§ Exercise directions
Your job is to retype all of the data word for word, leaving every image out.

Begin

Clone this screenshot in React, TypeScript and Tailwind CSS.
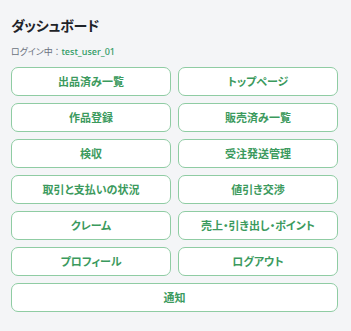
const links = [
  '出品済み一覧',
  'トップページ',
  '作品登録',
  '販売済み一覧',
  '検収',
  '受注発送管理',
  '取引と支払いの状況',
  '値引き交渉',
  'クレーム',
  '売上・引き出し・ポイント',
  'プロフィール',
  'ログアウト',
];

export default function App() {
  return (
    <div
      className="min-h-[331px] w-[351px] bg-[#f4f5f7] px-[11px] pt-[14px] [font-feature-settings:'palt']"
      style={{ fontFamily: '"Noto Sans CJK JP", "Noto Sans", sans-serif' }}
    >
      <h1 className="text-[14px] font-bold leading-[22px] tracking-[-0.3px] text-[#1f2328]">ダッシュボード</h1>
      <p className="mt-[9px] text-[9px] leading-[14px] text-[#6b7280]">
        ログイン中 ：{' '}
        <span className="font-medium text-[#2f9a63]" style={{ fontFamily: '"Noto Sans", sans-serif' }}>
          test_user_01
        </span>
      </p>

      <div className="mt-[8px] grid w-[327px] grid-cols-2 gap-x-[7px] gap-y-[7px]">
        {links.map(label => (
          <button
            key={label}
            className="h-[29px] rounded-[7px] border border-[#8fcca3] bg-white text-[11px] font-bold text-[#3b9a5d]"
          >
            {label}
          </button>
        ))}
        <button className="col-span-2 h-[29px] rounded-[7px] border border-[#8fcca3] bg-white text-[11px] font-bold text-[#3b9a5d]">
          通知
        </button>
      </div>
    </div>
  );
}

End

§ Result below
Clone this screenshot in React, TypeScript and Tailwind CSS.
const links = [
  '出品済み一覧',
  'トップページ',
  '作品登録',
  '販売済み一覧',
  '検収',
  '受注発送管理',
  '取引と支払いの状況',
  '値引き交渉',
  'クレーム',
  '売上・引き出し・ポイント',
  'プロフィール',
  'ログアウト',
];

export default function App() {
  return (
    <div
      className="min-h-[331px] w-[351px] bg-[#f4f5f7] px-[11px] pt-[14px] [font-feature-settings:'palt']"
      style={{ fontFamily: '"Noto Sans CJK JP", "Noto Sans", sans-serif' }}
    >
      <h1 className="text-[14px] font-bold leading-[22px] tracking-[-0.3px] text-[#1f2328]">ダッシュボード</h1>
      <p className="mt-[9px] text-[9px] leading-[14px] text-[#6b7280]">
        ログイン中 ：{' '}
        <span className="font-medium text-[#2f9a63]" style={{ fontFamily: '"Noto Sans", sans-serif' }}>
          test_user_01
        </span>
      </p>

      <div className="mt-[8px] grid w-[327px] grid-cols-2 gap-x-[7px] gap-y-[7px]">
        {links.map(label => (
          <button
            key={label}
            className="h-[29px] rounded-[7px] border border-[#8fcca3] bg-white text-[11px] font-bold text-[#3b9a5d]"
          >
            {label}
          </button>
        ))}
        <button className="col-span-2 h-[29px] rounded-[7px] border border-[#8fcca3] bg-white text-[11px] font-bold text-[#3b9a5d]">
          通知
        </button>
      </div>
    </div>
  );
}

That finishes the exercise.